-- Written problem --
Which lines hold the word "React"? Copy each of them from the material.

-- Recorded information --

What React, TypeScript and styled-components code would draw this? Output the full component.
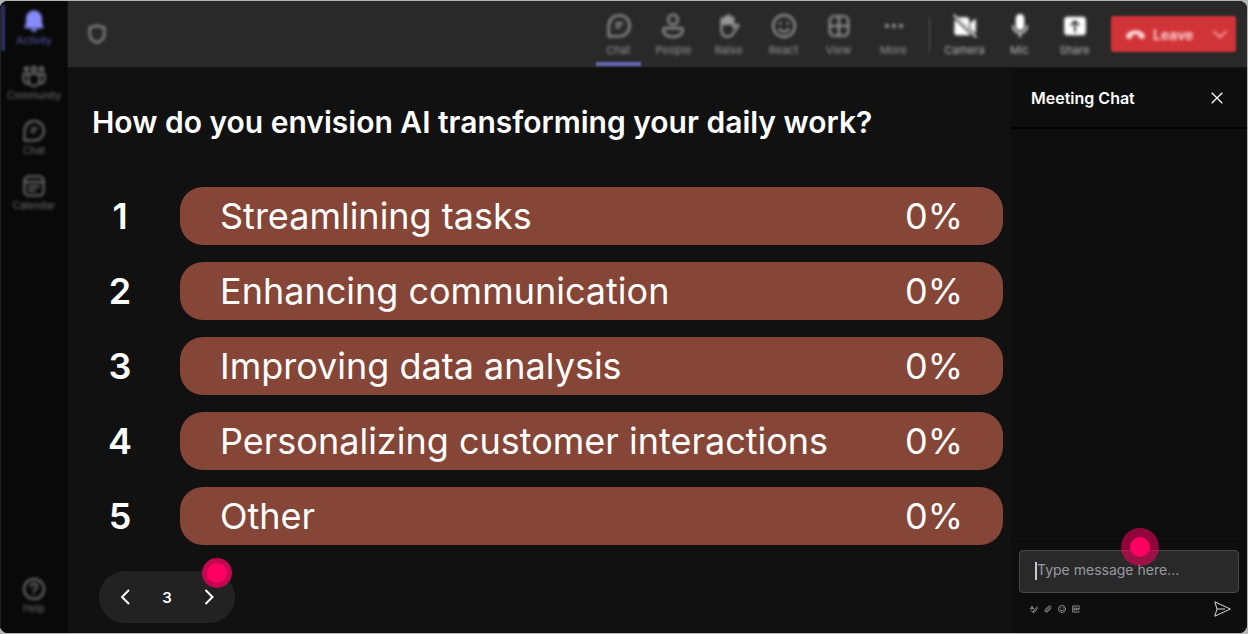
import React from "react";
import styled, { createGlobalStyle, css } from "styled-components";

const GlobalStyle = createGlobalStyle`
  *, *::before, *::after { box-sizing: border-box; }
  body {
    margin: 0;
    background: #b4b6b4;
    font-family: Inter, "Liberation Sans", sans-serif;
    color: #fff;
  }
  button { font: inherit; color: inherit; background: none; border: 0; padding: 0; cursor: pointer; }
  h1, h2, ol { margin: 0; padding: 0; }
`;

const Page = styled.div`
  min-height: 100vh;
  padding: 1px 1px 1px 0;
  display: flex;
`;

const Window = styled.div`
  flex: 1;
  min-width: 0;
  display: flex;
  background: #0e0e0e;
  border-radius: 8px;
  overflow: hidden;
`;

const Sidebar = styled.nav`
  width: 67px;
  flex: none;
  display: flex;
  flex-direction: column;
  background: #090909;
  border-left: 1px solid #202020;
  box-shadow: 0 0 3px #0c0c0c;
`;

const Spacer = styled.div`
  flex: 1;
`;

const IconLabel = styled.span`
  display: flex;
  flex-direction: column;
  align-items: center;
  filter: blur(1px);
`;

const SideButton = styled.button<{ $active?: boolean }>`
  display: flex;
  justify-content: center;
  align-items: flex-start;
  height: 55px;
  padding-top: 8px;
  color: #727272;
  font-size: 10px;
  line-height: 14px;
  position: relative;
  filter: blur(1px);
  svg { color: ${(p) => (p.$active ? "#878bfa" : "inherit")}; }
  ${(p) =>
    p.$active &&
    css`
      color: #5c5eb8;
      &::before {
        content: "";
        position: absolute;
        left: 0;
        top: 4px;
        width: 4px;
        height: 46px;
        background: #303163;
      }
    `}
`;

const HelpArea = styled.div`
  display: grid;
  padding-bottom: 9px;
`;

const Workspace = styled.div`
  flex: 1;
  min-width: 0;
  display: flex;
  flex-direction: column;
  padding-left: 1px;
`;

const Toolbar = styled.header`
  height: 66px;
  flex: none;
  display: flex;
  align-items: center;
  padding: 0 11px 0 18px;
  background: #292929;
  box-shadow: 0 1px 3px #1a1a1a;
`;

const Shield = styled.button`
  display: flex;
  color: #8a8a8a;
  filter: blur(1px);
  svg { filter: blur(1px); }
`;

const ToolButton = styled.button<{ $bright?: boolean; $active?: boolean }>`
  display: flex;
  justify-content: center;
  align-items: flex-start;
  width: 55px;
  height: 66px;
  padding-top: 12px;
  font-size: 11px;
  line-height: 14px;
  color: ${(p) => (p.$bright ? "#b8b8b8" : "#989898")};
  position: relative;
  filter: blur(1px);
  svg { margin-bottom: 4px; color: ${(p) => (p.$bright ? "#ffffff" : "inherit")}; }
  ${(p) =>
    p.$active &&
    css`
      &::after {
        content: "";
        position: absolute;
        left: 5px;
        right: 5px;
        bottom: 1px;
        height: 4px;
        background: #6669b8;
      }
    `}
`;

const Divider = styled.span`
  width: 1px;
  height: 35px;
  margin: 0 7px 0 8px;
  background: #555;
  filter: blur(1px);
`;

const LeaveGroup = styled.div`
  display: flex;
  height: 36px;
  margin-left: 9px;
  background: #d13438;
  border-radius: 3px;
  filter: blur(1px);
`;

const LeaveButton = styled.button`
  width: 92px;
  display: flex;
  align-items: center;
  gap: 7px;
  padding-left: 14px;
  font-size: 14px;
  font-weight: 600;
  color: #ffdcdc;
  filter: blur(1px);
`;

const LeaveMenu = styled.button`
  width: 33px;
  display: grid;
  place-items: center;
  color: #ffb8b8;
  filter: blur(1px);
`;

const Body = styled.div`
  flex: 1;
  display: flex;
  padding-top: 2px;
`;

const Poll = styled.main`
  flex: 1;
  min-width: 0;
  background: #111;
  padding: 35px 8px 10px 24px;
`;

const Question = styled.h1`
  font-size: 30px;
  line-height: 36px;
  font-weight: 600;
`;

const Options = styled.ol`
  list-style: none;
  display: grid;
  gap: 17px;
  margin-top: 47px;
`;

const Option = styled.li`
  display: flex;
  align-items: center;
  height: 58px;
`;

const Rank = styled.span`
  width: 56px;
  margin-right: 32px;
  text-align: center;
  font-size: 36px;
  font-weight: 600;
`;

const Bar = styled.button`
  flex: 1;
  height: 58px;
  display: flex;
  align-items: center;
  justify-content: space-between;
  padding: 0 40px;
  background: #854637;
  border-radius: 23px;
  font-size: 36px;
  line-height: 58px;
  text-align: left;
`;

const Pager = styled.div`
  position: relative;
  width: 136px;
  height: 52px;
  margin: 26px 0 0 7px;
  display: flex;
  align-items: center;
  justify-content: space-between;
  padding: 0 16px;
  background: #222;
  border-radius: 26px;
  font-size: 15px;
  font-weight: 600;
`;

const PagerButton = styled.button`
  width: 20px;
  height: 24px;
  display: grid;
  place-items: center;
`;

const Hotspot = styled.span<{ $size: number; $ring: string }>`
  position: absolute;
  width: ${(p) => p.$size}px;
  height: ${(p) => p.$size}px;
  border-radius: 50%;
  background: ${(p) => p.$ring};
  display: grid;
  place-items: center;
  pointer-events: none;
  &::after {
    content: "";
    width: 20px;
    height: 20px;
    border-radius: 50%;
    background: #ff0062;
  }
`;

const PagerHotspot = styled(Hotspot)`
  right: 3px;
  top: -13px;
`;

const ChatHotspot = styled(Hotspot)`
  left: 50%;
  top: -22px;
  margin-left: -8px;
`;

const ChatPanel = styled.aside`
  width: 236px;
  flex: none;
  display: flex;
  flex-direction: column;
  background: #0e0e0e;
`;

const ChatHeader = styled.div`
  height: 60px;
  display: flex;
  align-items: center;
  justify-content: space-between;
  padding: 0 24px 0 20px;
  border-bottom: 2px solid #020202;
  h2 { font-size: 16px; line-height: 20px; font-weight: 600; }
  button { display: flex; }
`;

const Messages = styled.div`
  flex: 1;
`;

const Composer = styled.form`
  border-top: 1px solid #080808;
  padding: 8px 8px 9px;
`;

const Field = styled.div`
  position: relative;
  display: flex;
`;

const MessageInput = styled.input`
  width: 100%;
  height: 43px;
  padding: 0 17px 4px;
  background: #292929;
  border: 1px solid #484848;
  border-radius: 4px;
  color: #fff;
  font: 14px/20px Inter, "Liberation Sans", sans-serif;
  outline: 0;
  &::placeholder { color: #959ba3; opacity: 1; }
`;

const Caret = styled.span`
  position: absolute;
  left: 16px;
  top: 12px;
  width: 2px;
  height: 18px;
  background: #c8c8c8;
`;

const Actions = styled.div`
  display: flex;
  align-items: center;
  gap: 6px;
  height: 31px;
  padding: 0 8px 0 11px;
  color: #a0a0a0;
  button { display: flex; }
`;

type IconProps = { size?: number; children: React.ReactNode; filled?: boolean; weight?: number };

const Icon = ({ size = 24, children, filled, weight = 2 }: IconProps) => (
  <svg
    width={size}
    height={size}
    viewBox="0 0 24 24"
    fill={filled ? "currentColor" : "none"}
    stroke={filled ? "none" : "currentColor"}
    strokeWidth={weight}
    strokeLinecap="round"
    strokeLinejoin="round"
    aria-hidden="true"
  >
    {children}
  </svg>
);

const chatShape = (
  <>
    <path d="M2.5 21.5V12A9.700 9.700 0 1 1 12 21.500z" />
    <path d="M9.500 9.500h5.500M9.500 13h3" />
  </>
);

const communityShape = (
  <>
    <circle cx="4.5" cy="5" r="1.800" />
    <circle cx="12" cy="5" r="2.200" />
    <circle cx="19.500" cy="5" r="1.800" />
    <path d="M6.500 10h11v6.500a5.500 5.500 0 0 1-11 0zM6.500 10H1.500v5.500a4 4 0 0 0 5 3.800M17.500 10h5v5.500a4 4 0 0 1-5 3.800" />
  </>
);

const calendarShape = (
  <>
    <rect x="2.500" y="2.500" width="19" height="19" rx="4" />
    <path d="M2.500 8h19M7 12.500h10M7 16.500h6" />
  </>
);

const tools = [
  {
    label: "Chat",
    icon: <Icon size={26}>{chatShape}</Icon>,
  },
  {
    label: "People",
    icon: (
      <Icon size={26}>
        <circle cx="12" cy="6" r="4.500" />
        <path d="M5 14h14a2 2 0 0 1 2 2c0 3.500-4 6-9 6s-9-2.500-9-6a2 2 0 0 1 2-2z" />
      </Icon>
    ),
  },
  {
    label: "Raise",
    icon: (
      <Icon size={26}>
        <path
          d="M4.500 11V5.500a1.500 1.500 0 0 1 3 0V3.500a1.500 1.500 0 0 1 3 0V2.500a1.500 1.500 0 0 1 3 0v2a1.500 1.500 0 0 1 3 0V11z"
          fill="currentColor"
          stroke="none"
        />
        <path d="M5 6v9.500c0 4 2 6.500 5.500 6.500 3 0 4.500-1.500 6-4l4.500-6.500c-1.500-1.300-3-.5-5 2V5" />
      </Icon>
    ),
  },
  {
    label: "React",
    icon: (
      <Icon size={26}>
        <circle cx="12" cy="12" r="10" />
        <path d="M7.500 15c2.500 3 6.500 3 9 0" />
        <path d="M8.500 9.500v.2M15.500 9.500v.2" strokeWidth="2.500" />
      </Icon>
    ),
  },
  {
    label: "View",
    icon: (
      <Icon size={26}>
        <rect x="3.500" y="3" width="17" height="18" rx="4" />
        <path d="M12 3v18M3.500 12h17" />
      </Icon>
    ),
  },
  {
    label: "More",
    icon: (
      <Icon size={26} filled>
        <circle cx="5.500" cy="12" r="2" />
        <circle cx="12" cy="12" r="2" />
        <circle cx="18.500" cy="12" r="2" />
      </Icon>
    ),
  },
];

const devices = [
  {
    label: "Camera",
    icon: (
      <Icon size={26} filled>
        <path d="M5.500 4H13a3 3 0 0 1 3 3v7.500zM2.500 5.500l15 15H5a3 3 0 0 1-3-3zM17 9l5-4v14l-5-4.500z" />
        <path d="M2 2l20 20" stroke="currentColor" strokeWidth="1.500" />
      </Icon>
    ),
  },
  {
    label: "Mic",
    icon: (
      <Icon size={26} filled>
        <rect x="8" y="1" width="8" height="15" rx="4" />
        <path
          d="M5.500 12a6.500 6.500 0 0 0 13 0M12 18.500V22"
          fill="none"
          stroke="currentColor"
          strokeWidth="1.500"
          strokeLinecap="round"
        />
      </Icon>
    ),
  },
  {
    label: "Share",
    icon: (
      <Icon size={26} filled>
        <rect x="2" y="3.500" width="20" height="17" rx="3" />
        <path d="M12 17V8M8.500 11L12 7.500l3.500 3.500" fill="none" stroke="#292929" strokeWidth="1.700" />
      </Icon>
    ),
  },
];

const options = [
  "Streamlining tasks",
  "Enhancing communication",
  "Improving data analysis",
  "Personalizing customer interactions",
  "Other",
];

export default function App() {
  return (
    <Page>
      <GlobalStyle />
      <Window>
        <Sidebar aria-label="Main">
          <SideButton $active>
            <IconLabel>
              <Icon size={24} filled>
                <path d="M12 1.500a8 8 0 0 0-8 8v5l-1.500 3.500c-.3.700.2 1.300 1 1.300h17c.800 0 1.300-.600 1-1.300L20 14.500v-5a8 8 0 0 0-8-8zM8.500 20a3.600 3.600 0 0 0 7 0z" />
              </Icon>
              Activity
            </IconLabel>
          </SideButton>
          <SideButton>
            <IconLabel>
              <Icon>{communityShape}</Icon>
              Community
            </IconLabel>
          </SideButton>
          <SideButton>
            <IconLabel>
              <Icon>{chatShape}</Icon>
              Chat
            </IconLabel>
          </SideButton>
          <SideButton>
            <IconLabel>
              <Icon>{calendarShape}</Icon>
              Calendar
            </IconLabel>
          </SideButton>
          <Spacer />
          <HelpArea>
            <SideButton>
              <IconLabel>
                <Icon>
                  <circle cx="12" cy="12" r="10" />
                  <path d="M9 9.500a3 3 0 1 1 4.500 2.600c-1 .6-1.500 1.200-1.500 2.200M12 17.500v.1" />
                </Icon>
                Help
              </IconLabel>
            </SideButton>
          </HelpArea>
        </Sidebar>

        <Workspace>
          <Toolbar>
            <Shield aria-label="Security">
              <Icon size={22} weight={2.5}>
                <path d="M12 2.500c2.500 1.800 5 2.300 8 2.300V12c0 4.500-3 7.800-8 9.500-5-1.700-8-5-8-9.500V4.800c3 0 5.500-.5 8-2.300z" />
              </Icon>
            </Shield>
            <Spacer />
            {tools.map((t, i) => (
              <ToolButton key={t.label} $active={i === 0}>
                <IconLabel>
                  {t.icon}
                  {t.label}
                </IconLabel>
              </ToolButton>
            ))}
            <Divider />
            {devices.map((t) => (
              <ToolButton key={t.label} $bright>
                <IconLabel>
                  {t.icon}
                  {t.label}
                </IconLabel>
              </ToolButton>
            ))}
            <LeaveGroup>
              <LeaveButton>
                <Icon size={21} filled>
                  <path d="M1.500 14.500c-.800-3 3.500-7.500 10.500-7.500s11.300 4.500 10.500 7.500l-.5 1.500c-.300.900-1 1.200-1.900 1l-2.900-.600c-.900-.200-1.400-.800-1.500-1.600l-.300-2.300c-2.200-.900-4.600-.900-6.800 0l-.300 2.300c-.100.800-.6 1.400-1.500 1.600l-2.900.6c-.9.200-1.600-.1-1.900-1z" />
                </Icon>
                Leave
              </LeaveButton>
              <LeaveMenu aria-label="Leave options">
                <Icon size={18}>
                  <path d="M4 8.500l8 8 8-8" />
                </Icon>
              </LeaveMenu>
            </LeaveGroup>
          </Toolbar>

          <Body>
            <Poll>
              <Question>How do you envision AI transforming your daily work?</Question>
              <Options>
                {options.map((label, i) => (
                  <Option key={label}>
                    <Rank>{i + 1}</Rank>
                    <Bar>
                      <span>{label}</span>
                      <span>0%</span>
                    </Bar>
                  </Option>
                ))}
              </Options>
              <Pager>
                <PagerButton aria-label="Previous">
                  <svg width="10" height="16" viewBox="0 0 10 16" fill="none" stroke="#fff" strokeWidth="2">
                    <path d="M9 1L2 8l7 7" />
                  </svg>
                </PagerButton>
                <span>3</span>
                <PagerButton aria-label="Next">
                  <svg width="10" height="16" viewBox="0 0 10 16" fill="none" stroke="#fff" strokeWidth="2">
                    <path d="M1.500 1l7 7-7 7" />
                  </svg>
                </PagerButton>
                <PagerHotspot $size={30} $ring="#c4054f" />
              </Pager>
            </Poll>

            <ChatPanel>
              <ChatHeader>
                <h2>Meeting Chat</h2>
                <button aria-label="Close chat">
                  <svg width="12" height="12" viewBox="0 0 12 12" stroke="#fff" strokeWidth="1.300">
                    <path d="M.7.700l10.600 10.600M11.300.7L.7 11.300" />
                  </svg>
                </button>
              </ChatHeader>
              <Messages />
              <Composer onSubmit={(e) => e.preventDefault()}>
                <Field>
                  <MessageInput aria-label="Message" placeholder="Type message here..." />
                  <Caret />
                  <ChatHotspot $size={38} $ring="rgba(255, 0, 98, 0.54)" />
                </Field>
                <Actions>
                  <button type="button" aria-label="Format">
                    <Icon size={8} weight={2.5}>
                      <path d="M1 13L6 3l5 10M3 10h6M22 5L11 18l-2 5 5-2L23 9M3 18c4-3 2 4 6 2" />
                    </Icon>
                  </button>
                  <button type="button" aria-label="Attach">
                    <Icon size={8} weight={2.5}>
                      <path d="M20 11l-9 9c-5 4-11-2-7-7l9-9c5-4 10 2 6 6l-9 8c-3 2-5-1-3-3l8-8" />
                    </Icon>
                  </button>
                  <button type="button" aria-label="Emoji">
                    <Icon size={8} weight={2.5}>
                      <circle cx="12" cy="12" r="10.500" />
                      <path d="M7 15c3 3 7 3 10 0M8 8v1M16 8v1" />
                    </Icon>
                  </button>
                  <button type="button" aria-label="GIF">
                    <Icon size={8} weight={2.5}>
                      <path d="M22 3H2v18h20M10 9H6v6h4v-3M14 9v6M18 15V9h5M18 12h4" />
                    </Icon>
                  </button>
                  <Spacer />
                  <button type="submit" aria-label="Send">
                    <svg width="17" height="16" viewBox="0 0 17 16" fill="none" stroke="#d8d8d8">
                      <path d="M.8.8l15.500 7.200L.8 15.200 3 8zM3 8h8" strokeLinejoin="round" />
                    </svg>
                  </button>
                </Actions>
              </Composer>
            </ChatPanel>
          </Body>
        </Workspace>
      </Window>
    </Page>
  );
}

-- Written response --
What React, TypeScript and styled-components code would draw this? Output the full component.
import React from "react";
type IconProps = { size?: number; children: React.ReactNode; filled?: boolean; weight?: number };
    label: "React",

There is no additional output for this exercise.